Task — Go through the material and write it all out exactly, minus the pictures.

Data lines —
..............................
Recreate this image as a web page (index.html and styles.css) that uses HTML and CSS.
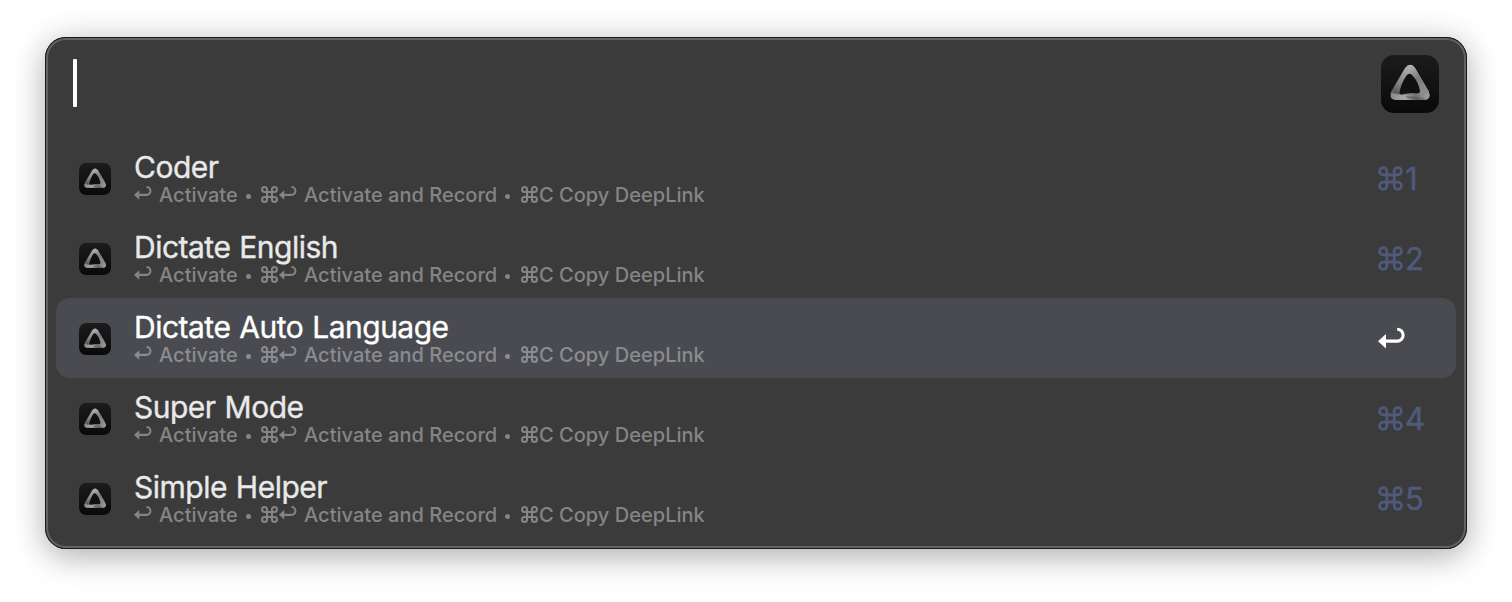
FILE: index.html
```html
<!DOCTYPE html>
<html lang="en">
<head>
<meta charset="utf-8">
<title>Launcher</title>
<link rel="stylesheet" href="styles.css">
</head>
<body>
<svg class="defs" aria-hidden="true">
  <defs>
    <linearGradient id="tile" x1="0" y1="0" x2="0" y2="1"><stop offset="0" stop-color="#1b1b1b"/><stop offset=".5" stop-color="#131313"/><stop offset="1" stop-color="#090909"/></linearGradient>
    <linearGradient id="left" gradientUnits="userSpaceOnUse" x1="29" y1="10" x2="12" y2="44"><stop offset="0" stop-color="#b4b4b4"/><stop offset=".55" stop-color="#848484"/><stop offset=".8" stop-color="#5c5c5c"/><stop offset="1" stop-color="#909090"/></linearGradient>
    <linearGradient id="right" gradientUnits="userSpaceOnUse" x1="29" y1="10" x2="46" y2="44"><stop offset="0" stop-color="#b4b4b4"/><stop offset=".4" stop-color="#7c7c7c"/><stop offset="1" stop-color="#959595"/></linearGradient>
    <linearGradient id="base" gradientUnits="userSpaceOnUse" x1="10" y1="0" x2="48" y2="0"><stop offset="0" stop-color="#8c8c8c"/><stop offset=".35" stop-color="#a8a8a8"/><stop offset=".65" stop-color="#707070"/><stop offset="1" stop-color="#a0a0a0"/></linearGradient>
    <symbol id="logo" viewBox="0 0 58 58">
      <rect width="58" height="58" rx="13" fill="url(#tile)"/>
      <path d="M24 13Q29 6.500 34 13L47.500 36Q51 45 42 45H16Q7 45 10.500 36Z" fill="url(#left)"/>
      <path d="M29 9.800Q32 9.800 34 13L47.500 36Q51 45 42 45L36 39L29 20Z" fill="url(#right)"/>
      <path d="M10 38Q16 40 24 39.500Q34 39 48.500 39Q48 45 42 45H16Q10 45 10 38Z" fill="url(#base)"/>
      <path d="M24 41Q35 41 45 44Q42 45 36 45Q28 44 24 41Z" fill="#555" opacity=".6"/>
      <path d="M25.500 20.500Q28.500 17 31.500 20.500Q37.500 27 39 36Q39 38.500 36 38.500Q28 37 20.500 39.500Q17.500 39.500 19 35Q20.500 28 25.500 20.500Z" fill="#101010"/>
    </symbol>
    <symbol id="cmd" viewBox="0 0 24 24"><path d="M15.500 8.500V5a3.500 3.500 0 1 1 3.500 3.500H5A3.500 3.500 0 1 1 8.500 5v14A3.500 3.500 0 1 1 5 15.500h14A3.500 3.500 0 1 1 15.500 19Z" fill="none" stroke="currentColor"/></symbol>
    <symbol id="ret" viewBox="0 0 28 22"><path d="M7 14.500H18.500A5.750 5.750 0 0 0 18.500 3" fill="none" stroke="currentColor" stroke-width="3"/><path d="M0 14.500 7.700 7.500V21.500Z" fill="currentColor"/></symbol>
  </defs>
</svg>
<main class="panel">
  <header class="search">
    <span class="caret"></span>
    <svg class="app-logo"><use href="#logo"/></svg>
  </header>
  <ul class="results" id="results"></ul>
</main>
<script src="results.js"></script>
</body>
</html>
```

FILE: styles.css
```css
* { box-sizing: border-box; }
body {
  margin: 0;
  width: 1512px;
  height: 602px;
  padding: 37px 45px 53px;
  overflow: hidden;
  background: #fff;
  font-family: Inter, "Liberation Sans", sans-serif;
}
.defs { position: absolute; width: 0; height: 0; }
.panel {
  height: 512px;
  padding: 1px 11px;
  border-radius: 21px;
  background: #3b3b3b;
  box-shadow: inset 0 0 0 1px #191919, inset 0 0 0 3px #636363, 0 8px 32px rgba(0, 0, 0, .28), 0 0 36px rgba(0, 0, 0, .07);
}
.search {
  display: flex;
  justify-content: space-between;
  height: 100px;
  padding: 17px 17px 0;
}
.caret { width: 4px; height: 48px; margin-top: 4px; border-radius: 1px; background: #fff; }
.app-logo { width: 58px; height: 58px; }
.results { margin: 0; padding: 0; list-style: none; }
.row {
  display: flex;
  align-items: center;
  height: 80px;
  padding: 0 32px 0 23px;
  border-radius: 14px;
  color: #e9e9e9;
}
.row.selected { background: #494b50; color: #fff; }
.row-logo { width: 32px; height: 32px; margin-top: 2px; }
.copy { flex: 1; margin-left: 23px; }
.title {
  height: 32px;
  padding-top: 1px;
  font-size: 30px;
  line-height: 32px;
  letter-spacing: -.5px;
  word-spacing: 1px;
  -webkit-text-stroke: .35px currentColor;
  white-space: nowrap;
}
.subtitle {
  display: grid;
  grid-template-columns: 25px 87px 14px 19px 25px 201px 15px 39px 150px;
  align-items: center;
  height: 24px;
  padding-top: 2px;
  color: #858585;
  font-size: 20px;
  line-height: 22px;
  font-weight: 500;
  white-space: nowrap;
}
.selected .subtitle { color: #8b8c8f; }
.hint { letter-spacing: .03px; }
.dot { width: 5px; height: 5px; margin-top: 3px; border-radius: 50%; background: currentColor; }
.key { display: flex; align-items: center; gap: 2px; }
.subtitle .cmd { width: 17px; height: 17px; margin: -1px 0 0 1px; stroke-width: 2.9; }
.key .cmd { margin-right: -1px; }
.subtitle .key .cmd { margin-right: -1px; }
.subtitle .ret { width: 19px; height: 15px; margin: -6px 0 0 0; }
.shortcut {
  display: flex;
  align-items: center;
  gap: 2px;
  width: 46px;
  height: 36px;
  margin-top: 2px;
  color: #4f5a7b;
  font-size: 31px;
  line-height: 36px;
  -webkit-text-stroke: .5px currentColor;
}
.shortcut .cmd { flex: none; width: 25px; height: 25px; margin-top: -2px; stroke-width: 2.6; }
.selected .shortcut { color: #fff; }
.shortcut .ret { width: 29px; height: 23px; margin: -3px 0 0 0; }
```

FILE: results.js
```js
const modes = ["Coder", "Dictate English", "Dictate Auto Language", "Super Mode", "Simple Helper"];
const icon = name => `<svg class="${name}"><use href="#${name}"/></svg>`;

document.getElementById("results").innerHTML = modes.map((name, i) => {
  const selected = i === 2;
  return `<li class="row${selected ? " selected" : ""}">
    <svg class="row-logo"><use href="#logo"/></svg>
    <div class="copy">
      <div class="title"><span>${name}</span></div>
      <div class="subtitle">${icon("ret")}<span class="hint">Activate</span><i class="dot"></i>${icon("cmd")}${icon("ret")}<span class="hint">Activate and Record</span><i class="dot"></i><span class="key">${icon("cmd")}C</span><span class="hint">Copy DeepLink</span></div>
    </div>
    <div class="shortcut">${selected ? icon("ret") : `${icon("cmd")}<span>${i + 1}</span>`}</div>
  </li>`;
}).join("");
```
..............................
Final result —
Recreate this image as a web page (index.html and styles.css) that uses HTML and CSS.
FILE: index.html
```html
<!DOCTYPE html>
<html lang="en">
<head>
<meta charset="utf-8">
<title>Launcher</title>
<link rel="stylesheet" href="styles.css">
</head>
<body>
<svg class="defs" aria-hidden="true">
  <defs>
    <linearGradient id="tile" x1="0" y1="0" x2="0" y2="1"><stop offset="0" stop-color="#1b1b1b"/><stop offset=".5" stop-color="#131313"/><stop offset="1" stop-color="#090909"/></linearGradient>
    <linearGradient id="left" gradientUnits="userSpaceOnUse" x1="29" y1="10" x2="12" y2="44"><stop offset="0" stop-color="#b4b4b4"/><stop offset=".55" stop-color="#848484"/><stop offset=".8" stop-color="#5c5c5c"/><stop offset="1" stop-color="#909090"/></linearGradient>
    <linearGradient id="right" gradientUnits="userSpaceOnUse" x1="29" y1="10" x2="46" y2="44"><stop offset="0" stop-color="#b4b4b4"/><stop offset=".4" stop-color="#7c7c7c"/><stop offset="1" stop-color="#959595"/></linearGradient>
    <linearGradient id="base" gradientUnits="userSpaceOnUse" x1="10" y1="0" x2="48" y2="0"><stop offset="0" stop-color="#8c8c8c"/><stop offset=".35" stop-color="#a8a8a8"/><stop offset=".65" stop-color="#707070"/><stop offset="1" stop-color="#a0a0a0"/></linearGradient>
    <symbol id="logo" viewBox="0 0 58 58">
      <rect width="58" height="58" rx="13" fill="url(#tile)"/>
      <path d="M24 13Q29 6.500 34 13L47.500 36Q51 45 42 45H16Q7 45 10.500 36Z" fill="url(#left)"/>
      <path d="M29 9.800Q32 9.800 34 13L47.500 36Q51 45 42 45L36 39L29 20Z" fill="url(#right)"/>
      <path d="M10 38Q16 40 24 39.500Q34 39 48.500 39Q48 45 42 45H16Q10 45 10 38Z" fill="url(#base)"/>
      <path d="M24 41Q35 41 45 44Q42 45 36 45Q28 44 24 41Z" fill="#555" opacity=".6"/>
      <path d="M25.500 20.500Q28.500 17 31.500 20.500Q37.500 27 39 36Q39 38.500 36 38.500Q28 37 20.500 39.500Q17.500 39.500 19 35Q20.500 28 25.500 20.500Z" fill="#101010"/>
    </symbol>
    <symbol id="cmd" viewBox="0 0 24 24"><path d="M15.500 8.500V5a3.500 3.500 0 1 1 3.500 3.500H5A3.500 3.500 0 1 1 8.500 5v14A3.500 3.500 0 1 1 5 15.500h14A3.500 3.500 0 1 1 15.500 19Z" fill="none" stroke="currentColor"/></symbol>
    <symbol id="ret" viewBox="0 0 28 22"><path d="M7 14.500H18.500A5.750 5.750 0 0 0 18.500 3" fill="none" stroke="currentColor" stroke-width="3"/><path d="M0 14.500 7.700 7.500V21.500Z" fill="currentColor"/></symbol>
  </defs>
</svg>
<main class="panel">
  <header class="search">
    <span class="caret"></span>
    <svg class="app-logo"><use href="#logo"/></svg>
  </header>
  <ul class="results" id="results"></ul>
</main>
<script src="results.js"></script>
</body>
</html>
```

FILE: styles.css
```css
* { box-sizing: border-box; }
body {
  margin: 0;
  width: 1512px;
  height: 602px;
  padding: 37px 45px 53px;
  overflow: hidden;
  background: #fff;
  font-family: Inter, "Liberation Sans", sans-serif;
}
.defs { position: absolute; width: 0; height: 0; }
.panel {
  height: 512px;
  padding: 1px 11px;
  border-radius: 21px;
  background: #3b3b3b;
  box-shadow: inset 0 0 0 1px #191919, inset 0 0 0 3px #636363, 0 8px 32px rgba(0, 0, 0, .28), 0 0 36px rgba(0, 0, 0, .07);
}
.search {
  display: flex;
  justify-content: space-between;
  height: 100px;
  padding: 17px 17px 0;
}
.caret { width: 4px; height: 48px; margin-top: 4px; border-radius: 1px; background: #fff; }
.app-logo { width: 58px; height: 58px; }
.results { margin: 0; padding: 0; list-style: none; }
.row {
  display: flex;
  align-items: center;
  height: 80px;
  padding: 0 32px 0 23px;
  border-radius: 14px;
  color: #e9e9e9;
}
.row.selected { background: #494b50; color: #fff; }
.row-logo { width: 32px; height: 32px; margin-top: 2px; }
.copy { flex: 1; margin-left: 23px; }
.title {
  height: 32px;
  padding-top: 1px;
  font-size: 30px;
  line-height: 32px;
  letter-spacing: -.5px;
  word-spacing: 1px;
  -webkit-text-stroke: .35px currentColor;
  white-space: nowrap;
}
.subtitle {
  display: grid;
  grid-template-columns: 25px 87px 14px 19px 25px 201px 15px 39px 150px;
  align-items: center;
  height: 24px;
  padding-top: 2px;
  color: #858585;
  font-size: 20px;
  line-height: 22px;
  font-weight: 500;
  white-space: nowrap;
}
.selected .subtitle { color: #8b8c8f; }
.hint { letter-spacing: .03px; }
.dot { width: 5px; height: 5px; margin-top: 3px; border-radius: 50%; background: currentColor; }
.key { display: flex; align-items: center; gap: 2px; }
.subtitle .cmd { width: 17px; height: 17px; margin: -1px 0 0 1px; stroke-width: 2.9; }
.key .cmd { margin-right: -1px; }
.subtitle .key .cmd { margin-right: -1px; }
.subtitle .ret { width: 19px; height: 15px; margin: -6px 0 0 0; }
.shortcut {
  display: flex;
  align-items: center;
  gap: 2px;
  width: 46px;
  height: 36px;
  margin-top: 2px;
  color: #4f5a7b;
  font-size: 31px;
  line-height: 36px;
  -webkit-text-stroke: .5px currentColor;
}
.shortcut .cmd { flex: none; width: 25px; height: 25px; margin-top: -2px; stroke-width: 2.6; }
.selected .shortcut { color: #fff; }
.shortcut .ret { width: 29px; height: 23px; margin: -3px 0 0 0; }
```

FILE: results.js
```js
const modes = ["Coder", "Dictate English", "Dictate Auto Language", "Super Mode", "Simple Helper"];
const icon = name => `<svg class="${name}"><use href="#${name}"/></svg>`;

document.getElementById("results").innerHTML = modes.map((name, i) => {
  const selected = i === 2;
  return `<li class="row${selected ? " selected" : ""}">
    <svg class="row-logo"><use href="#logo"/></svg>
    <div class="copy">
      <div class="title"><span>${name}</span></div>
      <div class="subtitle">${icon("ret")}<span class="hint">Activate</span><i class="dot"></i>${icon("cmd")}${icon("ret")}<span class="hint">Activate and Record</span><i class="dot"></i><span class="key">${icon("cmd")}C</span><span class="hint">Copy DeepLink</span></div>
    </div>
    <div class="shortcut">${selected ? icon("ret") : `${icon("cmd")}<span>${i + 1}</span>`}</div>
  </li>`;
}).join("");
```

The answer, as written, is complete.